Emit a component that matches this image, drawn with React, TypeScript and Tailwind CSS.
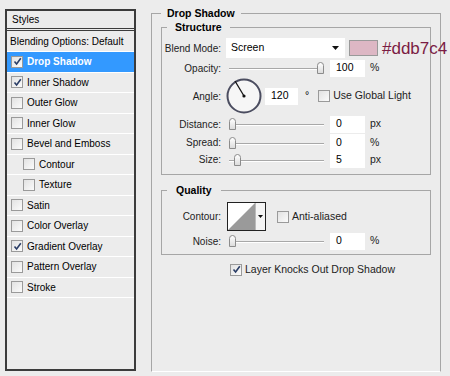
import React from 'react';

const FONT = { fontFamily: '"Liberation Sans", Arial, sans-serif' };

const STYLES = [
  { label: 'Drop Shadow', checked: true, selected: true },
  { label: 'Inner Shadow', checked: true },
  { label: 'Outer Glow' },
  { label: 'Inner Glow' },
  { label: 'Bevel and Emboss' },
  { label: 'Contour', indent: true },
  { label: 'Texture', indent: true },
  { label: 'Satin' },
  { label: 'Color Overlay' },
  { label: 'Gradient Overlay', checked: true },
  { label: 'Pattern Overlay' },
  { label: 'Stroke' },
];

function Check({ checked = false }: { checked?: boolean }) {
  return (
    <span className="flex h-[12px] w-[12px] shrink-0 items-center justify-center border border-[#9a9a9a] bg-gradient-to-br from-[#e2e2e2] to-[#fbfbfb]">
      {checked && (
        <svg width="9" height="9" viewBox="0 0 9 9">
          <path d="M1.5 4.5 L3.6 7 L7.8 1.2" fill="none" stroke="#2a3d66" strokeWidth="1.6" />
        </svg>
      )}
    </span>
  );
}

function Slider({ pos }: { pos: number }) {
  return (
    <div className="relative h-[14px] w-[95px] shrink-0">
      <div className="absolute left-0 right-0 top-[7px] h-[2px] border-t border-b border-t-[#a8a8a8] border-b-white" />
      <div
        className="absolute top-[1px] h-[12px] w-[7px] rounded-t-[4px] border border-[#8c8c8c] bg-gradient-to-b from-white to-[#dcdcdc]"
        style={{ left: pos }}
      />
    </div>
  );
}

function NumBox({ value, unit }: { value: string; unit: string }) {
  return (
    <div className="flex items-center">
      <div className="flex h-[17px] w-[35px] items-center bg-white pl-[6px] text-[10.5px] text-black">{value}</div>
      <span className="ml-[5px] text-[10.5px] text-[#222]">{unit}</span>
    </div>
  );
}

function Label({ children }: { children: React.ReactNode }) {
  return <span className="flex w-[54px] shrink-0 justify-end whitespace-nowrap text-[10px] text-[#222]">{children}</span>;
}

function SliderRow({ label, pos, value, unit, h = 'h-[18px]', mt = 'mt-[1px]' }: { label: string; pos: number; value: string; unit: string; h?: string; mt?: string }) {
  return (
    <div className={`${mt} flex ${h} items-center`}>
      <Label>{label}</Label>
      <div className="ml-[8px]">
        <Slider pos={pos} />
      </div>
      <div className="ml-[6px]">
        <NumBox value={value} unit={unit} />
      </div>
    </div>
  );
}

export default function App() {
  return (
    <div className="flex h-[376px] w-[450px] overflow-hidden bg-[#ececec] text-black" style={FONT}>
      {/* styles list */}
      <div className="ml-[5px] mt-[9px] flex h-[362px] w-[131px] shrink-0 flex-col border-2 border-[#3c3c3c]">
        <div className="flex h-[20px] shrink-0 items-center border-b-[3px] border-double border-[#3c3c3c] px-[5px] text-[10px]">Styles</div>
        <div className="flex h-[21px] shrink-0 items-center whitespace-nowrap border-b border-white px-[3px] text-[10px]">
          Blending Options: Default
        </div>
        {STYLES.map((s) => (
          <div
            key={s.label}
            className={`flex h-[20.5px] shrink-0 items-center gap-[4px] whitespace-nowrap border-b border-white text-[10px] ${
              s.indent ? 'pl-[16px]' : 'pl-[4px]'
            } ${s.selected ? 'bg-[#3399ff] font-bold text-white' : ''}`}
          >
            <Check checked={s.checked} />
            <span>{s.label}</span>
          </div>
        ))}
      </div>

      {/* drop shadow panel */}
      <fieldset className="ml-[15px] mt-[6px] h-[366px] w-[290px] min-w-0 shrink-0 border border-[#a6a6a6] border-b-white px-[9px]">
        <legend className="px-[6px] text-[10.5px] font-bold leading-[14px]">Drop Shadow</legend>

        <fieldset className="h-[155px] min-w-0 border border-[#a6a6a6] px-[5px]">
          <legend className="px-[8px] text-[10.5px] font-bold leading-[14px]">Structure</legend>

          <div className="mt-[4px] flex h-[20px] items-center">
            <Label>Blend Mode:</Label>
            <div className="ml-[5px] flex h-[20px] w-[119px] shrink-0 items-center justify-between bg-white pl-[5px] pr-[6px] text-[10.5px]">
              <span>Screen</span>
              <svg width="7" height="4" viewBox="0 0 7 4">
                <path d="M0 0 H7 L3.5 4 Z" fill="#111" />
              </svg>
            </div>
            <div className="ml-[4px] h-[16px] w-[29px] shrink-0 border border-[#999] bg-[#ddb7c4]" />
            <span className="ml-[4px] whitespace-nowrap text-[17px] leading-none text-[#7b1c44]">#ddb7c4</span>
          </div>

          <SliderRow label="Opacity:" pos={88} value="100" unit="%" />

          <div className="mt-[1px] flex h-[36px] items-center">
            <Label>Angle:</Label>
            <svg className="ml-[5px] shrink-0" width="36" height="36" viewBox="0 0 36 36">
              <circle cx="18" cy="18" r="16.5" fill="#f6f6f6" stroke="#4b4d60" strokeWidth="2" />
              <line x1="18" y1="18" x2="9" y2="3" stroke="#111" strokeWidth="1.3" />
              <circle cx="18" cy="18" r="1.6" fill="#111" />
            </svg>
            <div className="ml-[3px] flex h-[17px] w-[33px] shrink-0 items-center bg-white pl-[6px] text-[10.5px]">120</div>
            <span className="ml-[7px] text-[10.5px]">°</span>
            <div className="ml-[9px] flex items-center gap-[3px] whitespace-nowrap">
              <Check />
              <span className="text-[10.5px] text-[#222]">Use Global Light</span>
            </div>
          </div>

          <SliderRow label="Distance:" pos={0} value="0" unit="px" />
          <SliderRow label="Spread:" pos={0} value="0" unit="%" h="h-[17px]" />
          <SliderRow label="Size:" pos={5} value="5" unit="px" h="h-[17px]" mt="mt-[0px]" />
        </fieldset>

        <fieldset className="mt-[8px] h-[72px] min-w-0 border border-[#a6a6a6] px-[5px]">
          <legend className="px-[9px] text-[10.5px] font-bold leading-[14px]">Quality</legend>

          <div className="mt-[5px] flex h-[29px] items-center">
            <Label>Contour:</Label>
            <div className="ml-[6px] flex h-[29px] w-[39px] shrink-0 border border-[#222] bg-white">
              <svg width="27" height="27" viewBox="0 0 27 27">
                <path d="M0 27 L27 0 V27 Z" fill="#9a9a9a" />
              </svg>
              <div className="flex flex-1 items-center justify-center border-l border-[#bbb] bg-[#f4f4f4]">
                <svg width="5" height="3" viewBox="0 0 5 3">
                  <path d="M0 0 H5 L2.5 3 Z" fill="#111" />
                </svg>
              </div>
            </div>
            <div className="ml-[11px] flex items-center gap-[3px] whitespace-nowrap">
              <Check />
              <span className="text-[10.5px] text-[#222]">Anti-aliased</span>
            </div>
          </div>

          <SliderRow label="Noise:" pos={0} value="0" unit="%" />
        </fieldset>

        <div className="mt-[7px] flex items-center gap-[3px] whitespace-nowrap pl-[69px]">
          <Check checked />
          <span className="text-[10.5px] text-[#222]">Layer Knocks Out Drop Shadow</span>
        </div>
      </fieldset>
    </div>
  );
}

■ **Work to do**: Leave out the pictures and output the rest of the material exactly as written.

■ **Answer to this task**:
Emit a component that matches this image, drawn with React, TypeScript and Tailwind CSS.
import React from 'react';

const FONT = { fontFamily: '"Liberation Sans", Arial, sans-serif' };

const STYLES = [
  { label: 'Drop Shadow', checked: true, selected: true },
  { label: 'Inner Shadow', checked: true },
  { label: 'Outer Glow' },
  { label: 'Inner Glow' },
  { label: 'Bevel and Emboss' },
  { label: 'Contour', indent: true },
  { label: 'Texture', indent: true },
  { label: 'Satin' },
  { label: 'Color Overlay' },
  { label: 'Gradient Overlay', checked: true },
  { label: 'Pattern Overlay' },
  { label: 'Stroke' },
];

function Check({ checked = false }: { checked?: boolean }) {
  return (
    <span className="flex h-[12px] w-[12px] shrink-0 items-center justify-center border border-[#9a9a9a] bg-gradient-to-br from-[#e2e2e2] to-[#fbfbfb]">
      {checked && (
        <svg width="9" height="9" viewBox="0 0 9 9">
          <path d="M1.5 4.5 L3.6 7 L7.8 1.2" fill="none" stroke="#2a3d66" strokeWidth="1.6" />
        </svg>
      )}
    </span>
  );
}

function Slider({ pos }: { pos: number }) {
  return (
    <div className="relative h-[14px] w-[95px] shrink-0">
      <div className="absolute left-0 right-0 top-[7px] h-[2px] border-t border-b border-t-[#a8a8a8] border-b-white" />
      <div
        className="absolute top-[1px] h-[12px] w-[7px] rounded-t-[4px] border border-[#8c8c8c] bg-gradient-to-b from-white to-[#dcdcdc]"
        style={{ left: pos }}
      />
    </div>
  );
}

function NumBox({ value, unit }: { value: string; unit: string }) {
  return (
    <div className="flex items-center">
      <div className="flex h-[17px] w-[35px] items-center bg-white pl-[6px] text-[10.5px] text-black">{value}</div>
      <span className="ml-[5px] text-[10.5px] text-[#222]">{unit}</span>
    </div>
  );
}

function Label({ children }: { children: React.ReactNode }) {
  return <span className="flex w-[54px] shrink-0 justify-end whitespace-nowrap text-[10px] text-[#222]">{children}</span>;
}

function SliderRow({ label, pos, value, unit, h = 'h-[18px]', mt = 'mt-[1px]' }: { label: string; pos: number; value: string; unit: string; h?: string; mt?: string }) {
  return (
    <div className={`${mt} flex ${h} items-center`}>
      <Label>{label}</Label>
      <div className="ml-[8px]">
        <Slider pos={pos} />
      </div>
      <div className="ml-[6px]">
        <NumBox value={value} unit={unit} />
      </div>
    </div>
  );
}

export default function App() {
  return (
    <div className="flex h-[376px] w-[450px] overflow-hidden bg-[#ececec] text-black" style={FONT}>
      {/* styles list */}
      <div className="ml-[5px] mt-[9px] flex h-[362px] w-[131px] shrink-0 flex-col border-2 border-[#3c3c3c]">
        <div className="flex h-[20px] shrink-0 items-center border-b-[3px] border-double border-[#3c3c3c] px-[5px] text-[10px]">Styles</div>
        <div className="flex h-[21px] shrink-0 items-center whitespace-nowrap border-b border-white px-[3px] text-[10px]">
          Blending Options: Default
        </div>
        {STYLES.map((s) => (
          <div
            key={s.label}
            className={`flex h-[20.5px] shrink-0 items-center gap-[4px] whitespace-nowrap border-b border-white text-[10px] ${
              s.indent ? 'pl-[16px]' : 'pl-[4px]'
            } ${s.selected ? 'bg-[#3399ff] font-bold text-white' : ''}`}
          >
            <Check checked={s.checked} />
            <span>{s.label}</span>
          </div>
        ))}
      </div>

      {/* drop shadow panel */}
      <fieldset className="ml-[15px] mt-[6px] h-[366px] w-[290px] min-w-0 shrink-0 border border-[#a6a6a6] border-b-white px-[9px]">
        <legend className="px-[6px] text-[10.5px] font-bold leading-[14px]">Drop Shadow</legend>

        <fieldset className="h-[155px] min-w-0 border border-[#a6a6a6] px-[5px]">
          <legend className="px-[8px] text-[10.5px] font-bold leading-[14px]">Structure</legend>

          <div className="mt-[4px] flex h-[20px] items-center">
            <Label>Blend Mode:</Label>
            <div className="ml-[5px] flex h-[20px] w-[119px] shrink-0 items-center justify-between bg-white pl-[5px] pr-[6px] text-[10.5px]">
              <span>Screen</span>
              <svg width="7" height="4" viewBox="0 0 7 4">
                <path d="M0 0 H7 L3.5 4 Z" fill="#111" />
              </svg>
            </div>
            <div className="ml-[4px] h-[16px] w-[29px] shrink-0 border border-[#999] bg-[#ddb7c4]" />
            <span className="ml-[4px] whitespace-nowrap text-[17px] leading-none text-[#7b1c44]">#ddb7c4</span>
          </div>

          <SliderRow label="Opacity:" pos={88} value="100" unit="%" />

          <div className="mt-[1px] flex h-[36px] items-center">
            <Label>Angle:</Label>
            <svg className="ml-[5px] shrink-0" width="36" height="36" viewBox="0 0 36 36">
              <circle cx="18" cy="18" r="16.5" fill="#f6f6f6" stroke="#4b4d60" strokeWidth="2" />
              <line x1="18" y1="18" x2="9" y2="3" stroke="#111" strokeWidth="1.3" />
              <circle cx="18" cy="18" r="1.6" fill="#111" />
            </svg>
            <div className="ml-[3px] flex h-[17px] w-[33px] shrink-0 items-center bg-white pl-[6px] text-[10.5px]">120</div>
            <span className="ml-[7px] text-[10.5px]">°</span>
            <div className="ml-[9px] flex items-center gap-[3px] whitespace-nowrap">
              <Check />
              <span className="text-[10.5px] text-[#222]">Use Global Light</span>
            </div>
          </div>

          <SliderRow label="Distance:" pos={0} value="0" unit="px" />
          <SliderRow label="Spread:" pos={0} value="0" unit="%" h="h-[17px]" />
          <SliderRow label="Size:" pos={5} value="5" unit="px" h="h-[17px]" mt="mt-[0px]" />
        </fieldset>

        <fieldset className="mt-[8px] h-[72px] min-w-0 border border-[#a6a6a6] px-[5px]">
          <legend className="px-[9px] text-[10.5px] font-bold leading-[14px]">Quality</legend>

          <div className="mt-[5px] flex h-[29px] items-center">
            <Label>Contour:</Label>
            <div className="ml-[6px] flex h-[29px] w-[39px] shrink-0 border border-[#222] bg-white">
              <svg width="27" height="27" viewBox="0 0 27 27">
                <path d="M0 27 L27 0 V27 Z" fill="#9a9a9a" />
              </svg>
              <div className="flex flex-1 items-center justify-center border-l border-[#bbb] bg-[#f4f4f4]">
                <svg width="5" height="3" viewBox="0 0 5 3">
                  <path d="M0 0 H5 L2.5 3 Z" fill="#111" />
                </svg>
              </div>
            </div>
            <div className="ml-[11px] flex items-center gap-[3px] whitespace-nowrap">
              <Check />
              <span className="text-[10.5px] text-[#222]">Anti-aliased</span>
            </div>
          </div>

          <SliderRow label="Noise:" pos={0} value="0" unit="%" />
        </fieldset>

        <div className="mt-[7px] flex items-center gap-[3px] whitespace-nowrap pl-[69px]">
          <Check checked />
          <span className="text-[10.5px] text-[#222]">Layer Knocks Out Drop Shadow</span>
        </div>
      </fieldset>
    </div>
  );
}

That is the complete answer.